■ **Set task**: Only the lines from the line containing "Output the component" through the line containing "string; duration: string;" should be reproduced, please, with no pictures.

Entries with page source code:
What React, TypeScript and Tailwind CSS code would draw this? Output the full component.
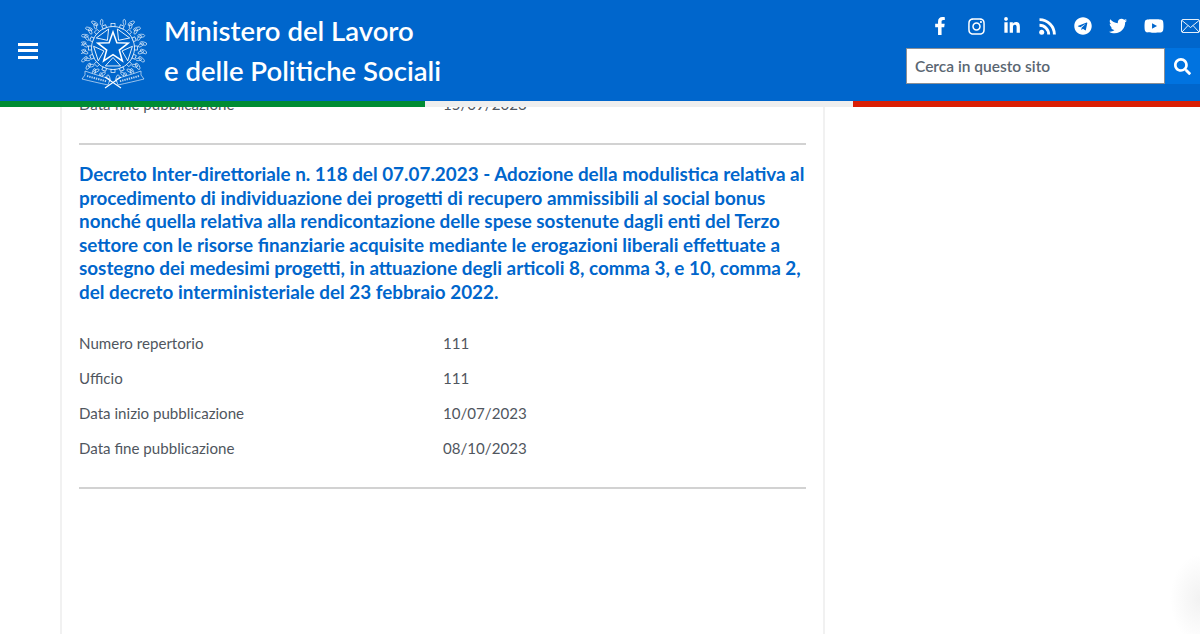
import { FaFacebookF, FaInstagram, FaLinkedinIn, FaTelegram, FaTwitter, FaYoutube, FaSearch } from 'react-icons/fa';

const rows = [
  { label: 'Numero repertorio', value: '111' },
  { label: 'Ufficio', value: '111' },
  { label: 'Data inizio pubblicazione', value: '10/07/2023' },
  { label: 'Data fine pubblicazione', value: '08/10/2023' },
];

// polar helper, 0deg points up
const p = (r: number, deg: number) => {
  const a = ((deg - 90) * Math.PI) / 180;
  return `${(32 + r * Math.cos(a)).toFixed(2)} ${(34 + r * Math.sin(a)).toFixed(2)}`;
};

function Emblem() {
  const wedges = [36, 108, 180, 252, 324];
  const star = Array.from({ length: 10 }, (_, i) => p(i % 2 ? 6.6 : 16, i * 36)).join(' L ');
  const teeth = Array.from({ length: 16 }, (_, i) => i * 22.5);
  const leftLeaves = [195, 210, 225, 240, 255, 270, 285, 300, 315, 330];
  const rightLeaves = [165, 150, 135, 120, 105, 90, 75, 60, 45, 30];
  return (
    <svg width="66" height="75" viewBox="0 0 66 75" fill="none" stroke="#fff" strokeWidth="0.6" className="shrink-0">
      {/* wreath */}
      {leftLeaves.map((a) => (
        <g key={a} transform={`rotate(${a} 32 34)`}>
          <ellipse cx="28.5" cy="3.5" rx="1.5" ry="3.6" transform="rotate(-28 28.5 3.5)" />
          <ellipse cx="35" cy="6" rx="1.3" ry="3" transform="rotate(35 35 6)" />
        </g>
      ))}
      {rightLeaves.map((a) => (
        <g key={a} transform={`rotate(${a} 32 34)`}>
          <ellipse cx="35.5" cy="3.5" rx="1.6" ry="3.6" transform="rotate(28 35.5 3.5)" />
          <ellipse cx="29" cy="6" rx="1.3" ry="3" transform="rotate(-35 29 6)" />
        </g>
      ))}
      {/* gear */}
      <circle cx="32" cy="34" r="21.5" strokeWidth="0.8" />
      {teeth.map((a) => (
        <rect key={a} x="30" y="9.6" width="4" height="3" transform={`rotate(${a} 32 34)`} fill="#0066cc" strokeWidth="0.7" />
      ))}
      {/* pieces between the star arms */}
      {wedges.map((a) => (
        <path key={a} d={`M ${p(9.5, a)} L ${p(19.5, a - 23)} L ${p(19.5, a + 23)} Z`} strokeWidth="0.9" />
      ))}
      <path d={`M ${star} Z`} fill="#0066cc" strokeWidth="1.5" strokeLinejoin="miter" />
      {/* ribbon */}
      <path d="M4 57 C12 60 20 62 29 65 L27 71 C18 69 9 67 1 65 L4 61 Z" fill="#0066cc" />
      <path d="M60 57 C52 60 44 62 35 65 L37 71 C46 69 55 67 63 65 L60 61 Z" fill="#0066cc" />
      <path d="M6 62 L26 67.5 M58 62 L38 67.5" strokeWidth="2" strokeDasharray="1.4 0.9" opacity="0.7" />
      <path d="M24 63 L40 74 M40 63 L24 74" strokeWidth="1.1" />
    </svg>
  );
}

function RssIcon() {
  return (
    <svg width="17" height="17" viewBox="0 0 17 17" fill="none" stroke="#fff" strokeWidth="2.9">
      <circle cx="2.7" cy="14.3" r="2.5" fill="#fff" stroke="none" />
      <path d="M0.5 7.3 A9.2 9.2 0 0 1 9.7 16.5" />
      <path d="M0.5 1.6 A14.9 14.9 0 0 1 15.4 16.5" />
    </svg>
  );
}

function MailIcon() {
  return (
    <svg width="19" height="14" viewBox="0 0 19 14" fill="none" stroke="#fff" strokeWidth="0.9">
      <rect x="0.5" y="0.5" width="18" height="13" rx="1.5" />
      <path d="M1 1.5 L9.5 8.5 L18 1.5 M1 13 L7 6.5 M18 13 L12 6.5" />
    </svg>
  );
}

const socials = [
  <FaFacebookF size={18} />,
  <FaInstagram size={19} />,
  <FaLinkedinIn size={18} />,
  <RssIcon />,
  <FaTelegram size={18} />,
  <FaTwitter size={18} />,
  <FaYoutube size={20} />,
];

export default function App() {
  return (
    <div className="relative h-[634px] w-[1200px] overflow-hidden bg-white font-['Lato','Noto_Sans',sans-serif]">
      <header className="absolute inset-x-0 top-0 z-10">
        <div className="flex h-[101px] items-center bg-[#0066cc]">
          <button className="ml-[18px] flex w-[20px] flex-col gap-[3.5px]">
            <span className="h-[3px] bg-white" />
            <span className="h-[3px] bg-white" />
            <span className="h-[3px] bg-white" />
          </button>
          <div className="ml-[43px] mt-[1px]">
            <Emblem />
          </div>
          <div className="ml-[17px] flex flex-col text-[27.5px] font-semibold leading-[40px] text-white">
            <span>Ministero del Lavoro</span>
            <span>e delle Politiche Sociali</span>
          </div>
          <div className="ml-auto flex flex-col items-end self-start">
            <div className="mt-[16px] flex h-[20px] items-center text-white">
              {socials.map((icon, i) => (
                <div key={i} className="flex w-[35.6px] justify-center">
                  {icon}
                </div>
              ))}
              <div className="flex w-[28.2px] justify-end pr-[0.5px]">
                <MailIcon />
              </div>
            </div>
            <div className="mt-[12px] flex h-[36px]">
              <div className="flex w-[259px] items-center border border-[#8a8f96] bg-white pl-[8px] pt-[1px] text-[15.5px] font-semibold text-[#5a6672]">
                Cerca in questo sito
              </div>
              <div className="flex w-[35px] items-center justify-center bg-[#0073e0] text-white">
                <FaSearch size={17} />
              </div>
            </div>
          </div>
        </div>
        <div className="flex h-[6px]">
          <div className="w-[425px] bg-[#008c33]" />
          <div className="w-[428px] bg-[#eeeeee]" />
          <div className="flex-1 bg-[#d91e05]" />
        </div>
      </header>

      <main className="ml-[60px] h-full w-[765px] border-x-2 border-[#f1f1f1] px-[17px] pt-[93px]">
        <div className="flex h-[20px] items-start text-[15.1px] text-[#50565e]">
          <span className="w-[364px]">Data fine pubblicazione</span>
          <span>15/09/2023</span>
        </div>
        <hr className="mt-[30px] border-t-2 border-[#d2d2d2]" />
        <h2 className="mt-[17px] text-[18.85px] font-bold leading-[23.5px] text-[#0066cc]">
          Decreto Inter-direttoriale n. 118 del 07.07.2023 - Adozione della modulistica relativa al procedimento di individuazione dei progetti di recupero ammissibili al social bonus nonché quella relativa alla rendicontazione delle spese sostenute dagli enti del Terzo settore con le risorse finanziarie acquisite mediante le erogazioni liberali effettuate a sostegno dei medesimi progetti, in attuazione degli articoli 8, comma 3, e 10, comma 2, del decreto interministeriale del 23 febbraio 2022.
        </h2>
        <div className="mt-[22.5px] flex flex-col text-[15.1px] leading-[35.2px] text-[#50565e]">
          {rows.map((r) => (
            <div key={r.label} className="flex">
              <span className="w-[364px]">{r.label}</span>
              <span>{r.value}</span>
            </div>
          ))}
        </div>
        <hr className="mt-[21px] border-t-2 border-[#d2d2d2]" />
      </main>
      <div className="absolute -bottom-[10px] right-0 h-[90px] w-[30px] bg-[radial-gradient(ellipse_at_right,#f2f2f2,transparent_70%)]" />
    </div>
  );
}
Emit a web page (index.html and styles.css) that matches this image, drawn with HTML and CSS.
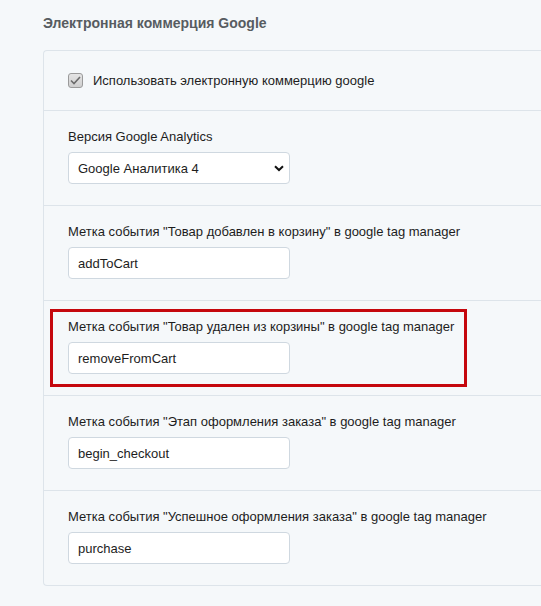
FILE: index.html
```html
<!DOCTYPE html>
<html lang="ru">
<head>
  <meta charset="UTF-8">
  <title>Электронная коммерция Google</title>
  <link rel="stylesheet" href="styles.css">
</head>
<body>
  <h3 class="section-title">Электронная коммерция Google</h3>

  <div class="panel">
    <div class="row row-check">
      <label class="check">
        <span class="check-box">
          <svg width="11" height="9" viewBox="0 0 11 9"><path d="M1 4.5 L4 7.5 L10 1" fill="none" stroke="#6b6b6b" stroke-width="1.6"/></svg>
        </span>
        Использовать электронную коммерцию google
      </label>
    </div>

    <div class="row">
      <div class="field-label">Версия Google Analytics</div>
      <div class="select">
        <span>Google Аналитика 4</span>
        <svg width="10" height="7" viewBox="0 0 10 7"><path d="M1 1.2 L5 5 L9 1.2" fill="none" stroke="#111" stroke-width="2"/></svg>
      </div>
    </div>

    <div class="row">
      <div class="field-label">Метка события "Товар добавлен в корзину" в google tag manager</div>
      <input class="text-input" type="text" value="addToCart">
    </div>

    <div class="row">
      <div class="highlight">
        <div class="field-label">Метка события "Товар удален из корзины" в google tag manager</div>
        <input class="text-input" type="text" value="removeFromCart">
      </div>
    </div>

    <div class="row">
      <div class="field-label">Метка события "Этап оформления заказа" в google tag manager</div>
      <input class="text-input" type="text" value="begin_checkout">
    </div>

    <div class="row">
      <div class="field-label">Метка события "Успешное оформления заказа" в google tag manager</div>
      <input class="text-input" type="text" value="purchase">
    </div>
  </div>
</body>
</html>
```

FILE: styles.css
```css
body {
  margin: 0;
  padding: 0 0 0 43px;
  background-color: #f5f8fa;
  font-family: "Liberation Sans", Arial, sans-serif;
  font-size: 13px;
  color: #1d1d1d;
  overflow: hidden;
}
.section-title {
  margin: 0;
  padding-top: 15px;
  height: 35px;
  font-size: 14px;
  font-weight: bold;
  color: #575c61;
  line-height: 17px;
}
.panel {
  width: 520px;
  border: 1px solid #dde4ea;
  border-right: none;
  border-radius: 4px 0 0 4px;
}
.row {
  height: 95px;
  box-sizing: border-box;
  padding: 16px 24px 0;
  border-top: 1px solid #dde4ea;
}
.row:first-child {
  border-top: none;
  height: 59px;
  padding-top: 0;
  display: flex;
  align-items: center;
}
.check {
  display: flex;
  align-items: center;
  gap: 10px;
  font-size: 13px;
}
.check-box {
  width: 13px;
  height: 13px;
  border: 1px solid #9a9a9a;
  border-radius: 3px;
  background: linear-gradient(#e4e4e4, #cfcfcf);
  display: flex;
  align-items: center;
  justify-content: center;
}
.field-label {
  line-height: 20px;
  margin-bottom: 5px;
}
.select,
.text-input {
  box-sizing: border-box;
  width: 222px;
  height: 32px;
  border: 1px solid #cfd8e0;
  border-radius: 4px;
  background-color: #fff;
  font-family: inherit;
  font-size: 13px;
  color: #1d1d1d;
}
.select {
  display: flex;
  align-items: center;
  justify-content: space-between;
  padding: 0 5px 0 9px;
}
.text-input {
  display: block;
  padding: 0 9px;
  outline: none;
}
.highlight {
  margin: -8px 0 0 -18px;
  width: 396px;
  padding: 5px 0 10px 15px;
  border: 3px solid #c5070d;
}
```
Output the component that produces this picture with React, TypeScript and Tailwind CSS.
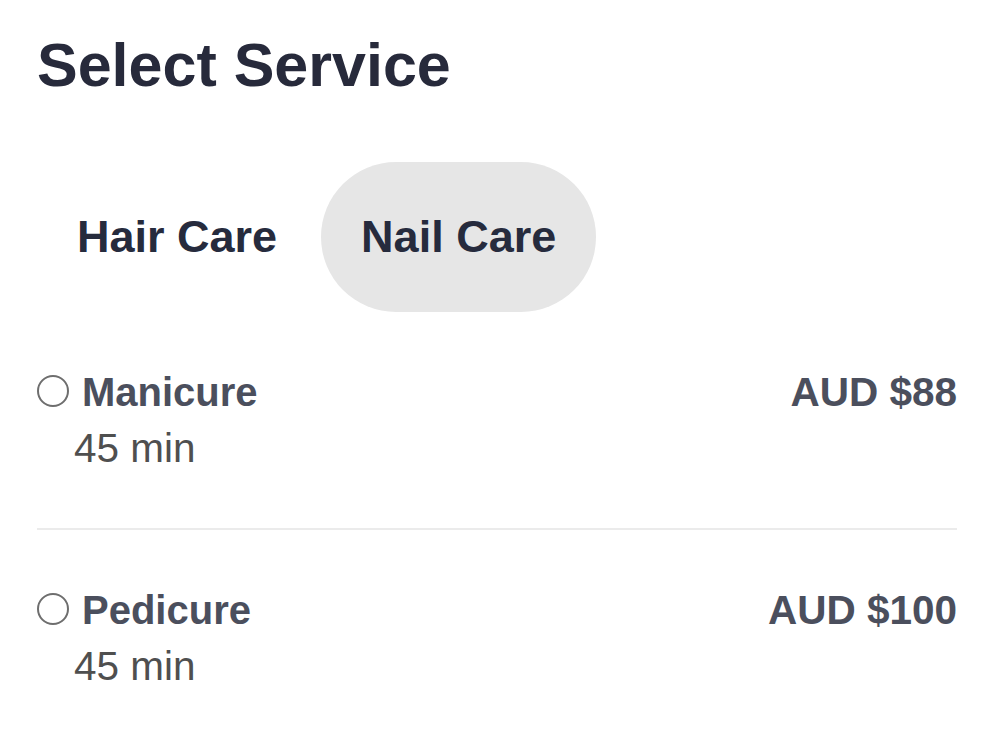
import React, { useState } from "react";

type Service = { name: string; duration: string; price: string };

const services: Service[] = [
  { name: "Manicure", duration: "45 min", price: "AUD $88" },
  { name: "Pedicure", duration: "45 min", price: "AUD $100" },
];

export default function App() {
  const [tab, setTab] = useState("Nail Care");
  return (
    <div
      className="min-h-[738px] w-[1000px] bg-white pl-[37px] pr-[43px] pt-[31px]"
      style={{ fontFamily: '"Liberation Sans", Arial, sans-serif' }}
    >
      <h1 className="text-[61px] font-bold leading-[69px] text-[#272a3b]">
        Select Service
      </h1>
      <div className="mt-[62px] flex gap-[4px]">
        {["Hair Care", "Nail Care"].map((t) => (
          <button
            key={t}
            onClick={() => setTab(t)}
            className={`flex h-[150px] items-center rounded-full px-[40px] text-[45px] font-bold leading-[52px] text-[#262b3d] ${
              tab === t ? "bg-[#e6e6e6]" : "bg-transparent"
            }`}
          >
            {t}
          </button>
        ))}
      </div>
      <div className="flex flex-col">
        {services.map((s, i) => (
          <div
            key={s.name}
            className={`flex items-start justify-between py-[52px] ${
              i < services.length - 1 ? "border-b-2 border-[#ebebeb]" : ""
            }`}
          >
            <div className="flex flex-col">
              <div className="flex items-center gap-[13px]">
                <span className="mt-[-3px] box-border h-[32px] w-[32px] rounded-full border-[2.5px] border-[#6e6e6e] bg-white" />
                <span className="text-[40px] font-bold leading-[56px] text-[#4b4f5d]">
                  {s.name}
                </span>
              </div>
              <span className="ml-[37px] text-[40.5px] leading-[56px] text-[#4f4f4f]">
                {s.duration}
              </span>
            </div>
            <span className="text-[40.5px] font-bold leading-[56px] text-[#4b4f5d]">
              {s.price}
            </span>
          </div>
        ))}
      </div>
    </div>
  );
}
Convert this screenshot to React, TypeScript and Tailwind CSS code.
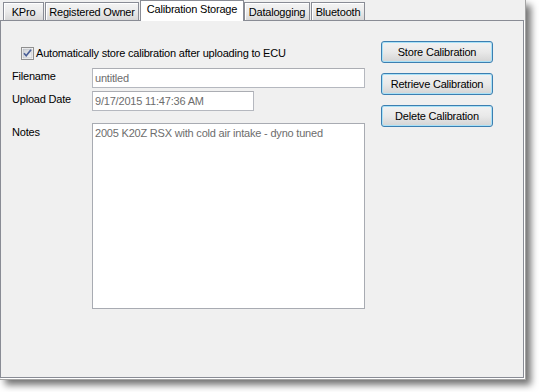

■ **Exercise solution**:
Output the component that produces this picture with React, TypeScript and Tailwind CSS.
import React, { useState } from "react";

type Service = { name: string; duration: string; price: string };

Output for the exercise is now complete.